Ford. but very multi-national.
With all this cost cutting, I do not see the price of a car going down.
Out of luck, once again.
July 6, 2006 3:31 PMWhat ever happens, this sounds it will benefit the buying public.
Will not help the rank and file works with GM.
Will shutdown plants around the US and help for the country to go into a recession
July 6, 2006 5:09 PMGM has problems and will continue to fail because it refuses to recognize the core issues; compared to others in the same business, they produce a crummy
product, it lacks in basic quality; is of poor design and placed poorly compared to other price points for comparibles. They have far too many labels and too many models within the labels...all fighting each other for market share. Until they address these issues and cease blaming union contracts and health care for the problems the slide will continue. One needs to keep in mind that the wage and benefits issues were signed by and agreed to by GM management. I have little sympathy for the "poor auto workers" at GM...they got all they could...produce less per hour than others in like industry and still believe that a job is a guarantee of "to the grave benefits".
The US auto-buying segment wants vehicles, but they are a more alert and intelligent buying group than their fathers and grand-fathers...they shop brands as opposed to shopping models within a favored brand. Foreign management may be the only solution for the sinking ship....they did it for Chrysler...they have proven their abilities with the continued expansion of facilities within the
US that employ large numbers of US workers at very
competitive wages and benefits. Honda just announced a facility in southeastern Indiana that will employ 2,000 US workers for many years in addition to the economic boost provided by the construction itself and the fringe jobs and business that will support the facility...they are doing something right....GM is not, and in my view with current US-trained and ingrained auto management, never will.

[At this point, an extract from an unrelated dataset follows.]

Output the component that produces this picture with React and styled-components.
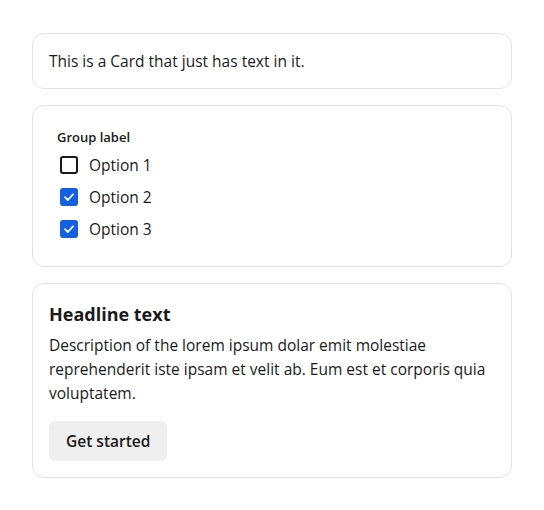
import React from 'react'
import styled, { createGlobalStyle } from 'styled-components'

const GlobalStyle = createGlobalStyle`
  body {
    margin: 0;
    background: #ffffff;
    font-family: "Open Sans", "Noto Sans", sans-serif;
    color: #1a1a1a;
  }
`

function App() {
    const options = [
        { label: 'Option 1', checked: false },
        { label: 'Option 2', checked: true },
        { label: 'Option 3', checked: true },
    ]

    return (
        <Page>
            <GlobalStyle />
            <Card>
                <PlainText>This is a Card that just has text in it.</PlainText>
            </Card>
            <Card>
                <Group>
                    <GroupLabel>Group label</GroupLabel>
                    {options.map(option => (
                        <OptionRow key={option.label}>
                            <Box checked={option.checked}>
                                {option.checked ? (
                                    <svg width="12" height="12" viewBox="0 0 12 12">
                                        <path d="M2 6.2 L4.8 9 L10 3.4" fill="none" stroke="#fff" strokeWidth="1.8" strokeLinecap="round" strokeLinejoin="round" />
                                    </svg>
                                ) : null}
                            </Box>
                            <OptionLabel>{option.label}</OptionLabel>
                        </OptionRow>
                    ))}
                </Group>
            </Card>
            <Card>
                <Headline>Headline text</Headline>
                <Description>
                    Description of the lorem ipsum dolar emit molestiae reprehenderit iste ipsam et velit ab. Eum est et corporis quia voluptatem.
                </Description>
                <Button>Get started</Button>
            </Card>
        </Page>
    )
}
export default App

const Page = styled.div`
display: flex;
flex-direction: column;
gap: 16px;
padding: 33px 32px;
width: 480px;
`
const Card = styled.div`
border: 1px solid #e2e2e2;
border-radius: 12px;
padding: 16px;
background: #fff;
`
const PlainText = styled.p`
margin: 0;
font-size: 15.5px;
line-height: 22px;
`
const Group = styled.div`
display: flex;
flex-direction: column;
padding: 5px 8px 5px 8px;
`
const GroupLabel = styled.div`
font-size: 13px;
font-weight: 600;
line-height: 20px;
margin-bottom: 2px;
`
const OptionRow = styled.label`
display: flex;
align-items: center;
gap: 11px;
height: 32px;
padding-left: 3px;
`
const Box = styled.span`
box-sizing: border-box;
width: 18px;
height: 18px;
border-radius: 3px;
border: 2px solid ${p => (p.checked ? '#1360e0' : '#1a1a1a')};
background: ${p => (p.checked ? '#1360e0' : '#fff')};
display: flex;
align-items: center;
justify-content: center;
`
const OptionLabel = styled.span`
font-size: 15.5px;
line-height: 22px;
`
const Headline = styled.h3`
margin: 2px 0 7px 0;
font-size: 18px;
font-weight: 700;
line-height: 24px;
`
const Description = styled.p`
margin: 0 0 16px 0;
font-size: 15.5px;
line-height: 24px;
`
const Button = styled.button`
border: none;
background: #efefef;
border-radius: 6px;
height: 40px;
padding: 0 17px;
font-family: inherit;
font-size: 15.5px;
font-weight: 600;
color: #1a1a1a;
`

When will the average blue collar worker get it through his or her head that we are competing in a world economy ...... you don't like lay offs, you don't like plant closures..... you think GM does?
Duplication is what the overseas countries do best right now, they are not creating only duplicating! Why? Because MOST people are buying the less-expensive item which comes from oversea. Why? Because we are becoming throw-away consumers. Use it till it breaks, then throw it away. To fix whatever it is, costs almost as much as a new one. Just throw it away!
Whatever happens to GM will depend on their ablity to automate the plants and sell cars overseas. How they do either is yet unknown.........but believe me, it will happen one way or another.
July 7, 2006 12:20 PMIf GM doesn't enjoy lay-ofs and plant closings, why are they so remiss and tunnel visioned as to the causes. In the automotive market the US buyer is NOT buying the less expensive; if that were true, the market leaders would be the Ford/GM crap that is out there [read Ford Focus and etc.] models that are there a few years, disappear, then reappear with a new catchy name and grill, but the same faulty design. Foreign auto makers, producing their vehicles in the US with US blue collar workers are not, thank God, duplicating as is suggested; they are innovating and if anyone is attempting duplication it is the other way around.
Consider Toyota hybrids, Honda gasoline engine design that leads in mileage and is among the leaders in engine dependability with 150,000 miles without major work being the commonplace among those brands. The prior comments about throw-away attitudes in many items is totally correct, but is a function of the cost and availability of competent repair...but that is not the case with
automobiles....GM and Ford seem to think so, but consumers are far more savvy than they are generally thought to be, and to assume otherwise will put you out of business or in a position of rapidly declining market share...if you don't agree...look at the old "Big Three"!
The Unions and the rank and file are the cause of much of the American Auto industry problems. There are No Unions in Toyota. It is not a level playing field.